One night in late fall, it began raining like crazy. Huge, splattery drops came down by the bucketful, drenching everything within seconds. We could see the dogs standing in the rapidly rising water. The puppy especially was having a tough time because the water rose nearly to his neck.
Dan and I ran through the dark, first to the apartments, then from one mobile home to another asking who owned the dogs. Everyone said they did not know, but thought they belonged to the mobile home closest to the animals. We banged on the flimsy door. No one answered. We could hear a television over the pounding rain and the lights were on, so we banged again, both of us soaked to the bone. Finally, a man came to the door, eyeing us suspiciously. He was wearing a tattered flannel shirt and dirty, baggy pants. His hair stuck up all over his head, his chin covered in sparse hairs. His cheek was filled with tobacco, with some brown spittle clinging to the hairs at the edge of his mouth.
“Are those your dogs?” I shouted over the deafening rain, pointing to the two sodden creatures down the hill.
“Yeah, so?” he sneered at me.
“That puppy, he’s going to drown,” I turned and pointed at the dog. “See? The water is already up to his neck. And it’s really cold.”

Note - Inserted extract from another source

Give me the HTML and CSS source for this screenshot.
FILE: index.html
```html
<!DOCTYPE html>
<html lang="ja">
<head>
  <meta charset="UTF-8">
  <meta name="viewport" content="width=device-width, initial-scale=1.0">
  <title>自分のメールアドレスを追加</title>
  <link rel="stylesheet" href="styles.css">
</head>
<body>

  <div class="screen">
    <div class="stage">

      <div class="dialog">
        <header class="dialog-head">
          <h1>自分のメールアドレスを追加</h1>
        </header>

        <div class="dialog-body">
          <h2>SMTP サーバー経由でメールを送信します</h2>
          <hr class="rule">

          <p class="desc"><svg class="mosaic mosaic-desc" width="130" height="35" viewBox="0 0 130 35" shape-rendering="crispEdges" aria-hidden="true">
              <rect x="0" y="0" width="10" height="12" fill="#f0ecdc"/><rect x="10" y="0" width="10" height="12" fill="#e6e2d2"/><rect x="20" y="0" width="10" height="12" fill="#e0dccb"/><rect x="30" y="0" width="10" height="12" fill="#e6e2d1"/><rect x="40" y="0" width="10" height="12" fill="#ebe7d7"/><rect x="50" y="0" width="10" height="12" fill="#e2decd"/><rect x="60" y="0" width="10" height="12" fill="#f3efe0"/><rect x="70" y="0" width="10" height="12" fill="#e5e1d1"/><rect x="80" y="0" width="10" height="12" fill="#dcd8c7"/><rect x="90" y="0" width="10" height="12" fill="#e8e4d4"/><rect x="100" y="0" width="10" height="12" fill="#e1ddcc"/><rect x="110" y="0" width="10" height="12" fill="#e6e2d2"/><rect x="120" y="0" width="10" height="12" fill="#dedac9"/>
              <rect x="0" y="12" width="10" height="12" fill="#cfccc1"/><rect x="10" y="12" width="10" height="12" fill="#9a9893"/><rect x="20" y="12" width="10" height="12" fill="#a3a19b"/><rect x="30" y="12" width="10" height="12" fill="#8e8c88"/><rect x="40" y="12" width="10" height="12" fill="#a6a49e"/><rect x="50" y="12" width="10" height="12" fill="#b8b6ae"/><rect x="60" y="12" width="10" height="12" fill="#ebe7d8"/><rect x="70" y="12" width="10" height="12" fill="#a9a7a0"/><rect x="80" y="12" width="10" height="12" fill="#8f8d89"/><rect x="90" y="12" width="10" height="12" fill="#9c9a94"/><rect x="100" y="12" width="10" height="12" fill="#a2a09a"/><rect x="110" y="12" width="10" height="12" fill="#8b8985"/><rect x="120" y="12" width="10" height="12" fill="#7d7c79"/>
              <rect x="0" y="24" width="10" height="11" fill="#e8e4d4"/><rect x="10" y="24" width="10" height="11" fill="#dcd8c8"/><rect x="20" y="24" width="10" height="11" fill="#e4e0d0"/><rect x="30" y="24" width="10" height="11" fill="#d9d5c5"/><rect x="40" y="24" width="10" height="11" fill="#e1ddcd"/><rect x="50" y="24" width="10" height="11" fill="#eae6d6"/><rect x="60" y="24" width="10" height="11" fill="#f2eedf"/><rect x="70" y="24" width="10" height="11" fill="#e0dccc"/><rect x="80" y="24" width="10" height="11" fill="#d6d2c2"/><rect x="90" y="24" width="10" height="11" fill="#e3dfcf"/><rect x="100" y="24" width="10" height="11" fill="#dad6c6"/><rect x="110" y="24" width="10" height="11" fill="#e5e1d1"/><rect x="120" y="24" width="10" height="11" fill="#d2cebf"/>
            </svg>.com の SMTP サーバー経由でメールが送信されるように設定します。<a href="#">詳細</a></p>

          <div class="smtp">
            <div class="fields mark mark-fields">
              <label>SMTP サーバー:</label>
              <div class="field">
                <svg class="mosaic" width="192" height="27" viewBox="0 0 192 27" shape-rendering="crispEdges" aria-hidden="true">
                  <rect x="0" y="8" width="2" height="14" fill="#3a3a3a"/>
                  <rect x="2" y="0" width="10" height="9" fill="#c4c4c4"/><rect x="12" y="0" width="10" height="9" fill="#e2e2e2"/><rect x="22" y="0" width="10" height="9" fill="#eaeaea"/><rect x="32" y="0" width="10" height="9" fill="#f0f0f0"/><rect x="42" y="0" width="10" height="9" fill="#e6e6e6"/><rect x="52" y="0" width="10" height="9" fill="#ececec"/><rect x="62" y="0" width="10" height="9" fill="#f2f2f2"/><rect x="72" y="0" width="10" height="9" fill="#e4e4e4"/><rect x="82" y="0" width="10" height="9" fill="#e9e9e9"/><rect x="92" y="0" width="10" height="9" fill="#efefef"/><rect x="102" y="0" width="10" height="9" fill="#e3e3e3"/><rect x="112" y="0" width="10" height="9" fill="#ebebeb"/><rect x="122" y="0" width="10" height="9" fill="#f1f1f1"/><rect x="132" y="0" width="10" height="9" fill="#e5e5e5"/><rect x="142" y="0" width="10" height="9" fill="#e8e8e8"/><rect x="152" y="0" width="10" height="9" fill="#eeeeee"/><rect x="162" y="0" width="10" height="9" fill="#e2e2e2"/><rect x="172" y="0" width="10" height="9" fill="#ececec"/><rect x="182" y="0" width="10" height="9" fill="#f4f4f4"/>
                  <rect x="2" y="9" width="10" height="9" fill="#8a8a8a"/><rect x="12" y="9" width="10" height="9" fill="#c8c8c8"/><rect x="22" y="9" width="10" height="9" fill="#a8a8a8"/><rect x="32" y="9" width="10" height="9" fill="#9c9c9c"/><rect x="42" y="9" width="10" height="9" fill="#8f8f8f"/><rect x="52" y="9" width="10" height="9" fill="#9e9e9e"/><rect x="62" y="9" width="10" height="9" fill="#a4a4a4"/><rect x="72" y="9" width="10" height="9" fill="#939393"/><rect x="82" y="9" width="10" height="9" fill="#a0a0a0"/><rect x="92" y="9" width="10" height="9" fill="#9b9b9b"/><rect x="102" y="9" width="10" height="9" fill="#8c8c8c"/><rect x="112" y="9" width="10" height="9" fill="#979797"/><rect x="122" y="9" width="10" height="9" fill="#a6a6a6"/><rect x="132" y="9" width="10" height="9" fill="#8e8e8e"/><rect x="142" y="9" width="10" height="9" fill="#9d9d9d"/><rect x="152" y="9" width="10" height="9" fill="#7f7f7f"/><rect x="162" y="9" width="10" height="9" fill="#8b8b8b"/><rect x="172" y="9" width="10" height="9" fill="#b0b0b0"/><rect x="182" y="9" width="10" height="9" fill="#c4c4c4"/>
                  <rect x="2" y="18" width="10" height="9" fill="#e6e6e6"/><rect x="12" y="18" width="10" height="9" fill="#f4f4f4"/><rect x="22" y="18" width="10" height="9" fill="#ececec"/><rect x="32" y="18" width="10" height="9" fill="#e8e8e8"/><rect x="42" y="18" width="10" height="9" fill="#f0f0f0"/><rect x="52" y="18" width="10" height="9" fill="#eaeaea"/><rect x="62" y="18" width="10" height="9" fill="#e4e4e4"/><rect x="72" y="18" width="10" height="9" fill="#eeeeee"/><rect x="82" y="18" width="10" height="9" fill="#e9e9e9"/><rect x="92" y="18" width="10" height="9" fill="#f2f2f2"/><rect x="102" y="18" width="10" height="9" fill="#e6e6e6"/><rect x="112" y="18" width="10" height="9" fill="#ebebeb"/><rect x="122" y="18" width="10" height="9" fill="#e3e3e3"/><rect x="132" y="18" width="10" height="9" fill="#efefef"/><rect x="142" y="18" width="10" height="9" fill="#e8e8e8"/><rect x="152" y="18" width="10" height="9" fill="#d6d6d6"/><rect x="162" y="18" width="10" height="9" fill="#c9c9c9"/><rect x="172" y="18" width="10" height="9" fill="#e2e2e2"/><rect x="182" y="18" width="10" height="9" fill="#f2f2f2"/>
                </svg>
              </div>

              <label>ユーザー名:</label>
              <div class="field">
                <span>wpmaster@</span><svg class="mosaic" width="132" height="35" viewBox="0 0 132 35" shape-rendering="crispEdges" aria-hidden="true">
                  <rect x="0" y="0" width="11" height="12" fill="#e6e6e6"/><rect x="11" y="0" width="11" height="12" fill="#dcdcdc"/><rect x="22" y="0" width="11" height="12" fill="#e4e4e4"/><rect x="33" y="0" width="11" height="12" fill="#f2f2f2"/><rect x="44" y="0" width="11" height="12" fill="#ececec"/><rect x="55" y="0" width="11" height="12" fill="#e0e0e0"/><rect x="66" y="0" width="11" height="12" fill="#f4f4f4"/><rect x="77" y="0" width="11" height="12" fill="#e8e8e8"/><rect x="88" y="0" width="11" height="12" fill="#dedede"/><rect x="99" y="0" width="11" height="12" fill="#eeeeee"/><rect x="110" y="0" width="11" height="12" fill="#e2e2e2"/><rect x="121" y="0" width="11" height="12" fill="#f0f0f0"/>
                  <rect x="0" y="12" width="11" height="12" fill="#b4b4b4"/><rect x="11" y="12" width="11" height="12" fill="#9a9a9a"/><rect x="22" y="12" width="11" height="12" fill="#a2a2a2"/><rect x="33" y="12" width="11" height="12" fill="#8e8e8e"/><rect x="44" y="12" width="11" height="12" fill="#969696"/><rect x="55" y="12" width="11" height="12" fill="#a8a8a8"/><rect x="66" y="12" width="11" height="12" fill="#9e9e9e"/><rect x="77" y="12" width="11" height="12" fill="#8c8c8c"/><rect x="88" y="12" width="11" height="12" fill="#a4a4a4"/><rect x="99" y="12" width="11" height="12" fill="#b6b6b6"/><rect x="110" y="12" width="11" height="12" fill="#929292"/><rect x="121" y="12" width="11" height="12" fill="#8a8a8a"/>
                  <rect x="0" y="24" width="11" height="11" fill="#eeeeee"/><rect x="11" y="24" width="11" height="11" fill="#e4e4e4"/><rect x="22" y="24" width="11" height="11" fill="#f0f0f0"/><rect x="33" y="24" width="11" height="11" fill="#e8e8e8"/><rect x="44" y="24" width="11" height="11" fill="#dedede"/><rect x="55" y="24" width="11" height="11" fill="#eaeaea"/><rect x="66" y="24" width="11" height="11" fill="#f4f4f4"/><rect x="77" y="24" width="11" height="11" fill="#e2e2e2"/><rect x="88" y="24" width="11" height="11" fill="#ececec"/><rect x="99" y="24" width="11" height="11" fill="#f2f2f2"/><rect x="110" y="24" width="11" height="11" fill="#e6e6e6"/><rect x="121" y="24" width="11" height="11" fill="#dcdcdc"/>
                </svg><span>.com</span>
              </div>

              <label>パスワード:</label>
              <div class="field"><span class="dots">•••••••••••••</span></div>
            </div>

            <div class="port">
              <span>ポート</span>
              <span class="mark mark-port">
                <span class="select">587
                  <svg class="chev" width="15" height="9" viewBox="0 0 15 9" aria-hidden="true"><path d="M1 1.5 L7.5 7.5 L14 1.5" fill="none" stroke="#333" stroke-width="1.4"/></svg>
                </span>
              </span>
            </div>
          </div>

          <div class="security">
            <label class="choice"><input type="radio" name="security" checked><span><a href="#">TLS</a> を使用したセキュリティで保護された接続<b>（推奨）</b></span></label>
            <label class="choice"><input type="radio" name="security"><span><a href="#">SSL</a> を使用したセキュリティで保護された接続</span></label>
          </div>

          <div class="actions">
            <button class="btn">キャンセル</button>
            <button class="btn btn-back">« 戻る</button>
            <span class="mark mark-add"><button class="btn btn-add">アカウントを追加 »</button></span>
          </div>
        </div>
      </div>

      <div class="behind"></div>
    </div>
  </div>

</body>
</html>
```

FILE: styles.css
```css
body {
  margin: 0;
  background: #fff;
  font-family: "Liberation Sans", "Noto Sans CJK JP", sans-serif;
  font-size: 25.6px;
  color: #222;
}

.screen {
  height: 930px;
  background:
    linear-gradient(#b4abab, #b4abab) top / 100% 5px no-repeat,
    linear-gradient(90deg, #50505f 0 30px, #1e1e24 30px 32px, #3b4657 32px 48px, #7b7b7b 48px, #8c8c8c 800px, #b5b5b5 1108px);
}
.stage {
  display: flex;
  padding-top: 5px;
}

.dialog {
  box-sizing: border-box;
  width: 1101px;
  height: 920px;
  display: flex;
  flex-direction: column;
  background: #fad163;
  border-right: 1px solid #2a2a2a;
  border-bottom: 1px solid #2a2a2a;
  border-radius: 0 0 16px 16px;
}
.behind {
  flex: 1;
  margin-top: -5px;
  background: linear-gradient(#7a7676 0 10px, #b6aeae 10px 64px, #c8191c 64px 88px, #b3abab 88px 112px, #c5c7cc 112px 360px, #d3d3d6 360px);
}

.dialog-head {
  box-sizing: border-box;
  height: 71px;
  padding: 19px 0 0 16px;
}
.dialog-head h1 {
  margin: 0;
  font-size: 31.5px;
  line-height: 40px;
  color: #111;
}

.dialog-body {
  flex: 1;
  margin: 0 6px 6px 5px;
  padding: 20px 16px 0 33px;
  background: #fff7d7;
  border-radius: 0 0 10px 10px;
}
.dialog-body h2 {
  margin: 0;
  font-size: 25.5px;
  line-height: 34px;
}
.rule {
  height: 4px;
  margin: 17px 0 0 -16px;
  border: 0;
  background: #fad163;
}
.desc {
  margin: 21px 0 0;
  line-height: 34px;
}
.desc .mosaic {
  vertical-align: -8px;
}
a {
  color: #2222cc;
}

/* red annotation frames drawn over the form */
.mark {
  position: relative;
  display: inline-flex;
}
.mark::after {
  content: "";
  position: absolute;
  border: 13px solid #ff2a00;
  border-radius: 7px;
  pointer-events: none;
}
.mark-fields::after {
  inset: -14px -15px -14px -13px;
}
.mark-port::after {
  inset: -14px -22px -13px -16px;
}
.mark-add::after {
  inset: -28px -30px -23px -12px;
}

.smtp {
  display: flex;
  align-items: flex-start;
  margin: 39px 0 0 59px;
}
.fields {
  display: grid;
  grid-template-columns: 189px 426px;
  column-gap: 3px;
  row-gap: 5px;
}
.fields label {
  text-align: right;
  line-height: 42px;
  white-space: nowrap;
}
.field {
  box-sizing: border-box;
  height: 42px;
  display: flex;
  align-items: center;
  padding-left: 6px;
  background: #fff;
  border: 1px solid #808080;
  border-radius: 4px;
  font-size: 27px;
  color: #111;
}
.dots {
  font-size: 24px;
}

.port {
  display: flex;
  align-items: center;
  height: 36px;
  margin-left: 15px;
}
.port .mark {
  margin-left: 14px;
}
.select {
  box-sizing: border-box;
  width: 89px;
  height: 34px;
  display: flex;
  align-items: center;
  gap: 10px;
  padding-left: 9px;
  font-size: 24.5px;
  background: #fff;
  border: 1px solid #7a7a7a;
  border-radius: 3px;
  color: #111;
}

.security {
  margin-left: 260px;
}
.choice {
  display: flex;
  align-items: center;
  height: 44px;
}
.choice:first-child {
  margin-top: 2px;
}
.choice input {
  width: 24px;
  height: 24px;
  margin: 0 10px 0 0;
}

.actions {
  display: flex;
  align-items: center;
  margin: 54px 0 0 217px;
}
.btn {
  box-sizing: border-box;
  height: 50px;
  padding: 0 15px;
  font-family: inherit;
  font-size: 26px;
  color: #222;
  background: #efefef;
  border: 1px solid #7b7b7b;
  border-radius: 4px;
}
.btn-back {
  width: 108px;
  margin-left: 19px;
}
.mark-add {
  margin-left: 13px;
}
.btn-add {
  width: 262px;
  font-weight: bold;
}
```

“That water ain’t agoin’ a hurt it,” the man snarled at me, slamming the door in my face. I looked at Dan. Now what? The dog was tied to a leash only maybe three feet long. There was no way he could survive if the water rose even a couple of more inches.
Without even discussing it, Dan and I ran and untied the dogs. We could not see taking them into our house. The apartment was so small and the dogs so filthy and wet, they would probably have ruined the carpet, and we could not afford to be evicted. Instead we took them up the hill to a small shed that was built on stilts about three feet above the ground. We tied them to one of the stilts under the building.
I stayed with the dogs while Dan ran back to the house to get them some food. The puppy was shivering so hard, I was afraid he was going to have some kind of an attack or something. He was pure black, bone skinny and his fur covered in mud, but he had kind, brown eyes and looked up at me as if to thank me for getting him out of the mass of running water.
Dan returned with two heaping bowls of food. The dogs gulped the food down so fast, we were worried it would make them sick, but after the bowls were empty, they just wagged their tails and came towards us, cowering and wriggling, rolling over to show their bellies. We pet them and rubbed their ears, pleased the dogs were okay.
When we got back into the house, we called Jeannie and told her about the dogs. She lived with three other women, all of them dog lovers.
“We are going to come and get them,” she told us. “I don’t care if they arrest us. That man should be shot for animal abuse.”
“He probably won’t even notice they are gone,” I told her. “We never see him have anything to do with them. And the mom dog is so thin, you could put your fingers between her ribs.”
The next morning, the dogs were not there. Jeannie told me that she and her roommates had come and taken them both away. Sadly, the puppy later died. He had a case of canine leukemia and was too far gone to save. The mom dog, though, grew to be fat and happy. The girls had her spayed and found her a new home.
The man in the trailer never said a word to us. He did not ask if we knew what happened to the dogs, and didn’t get any other dogs while were living there.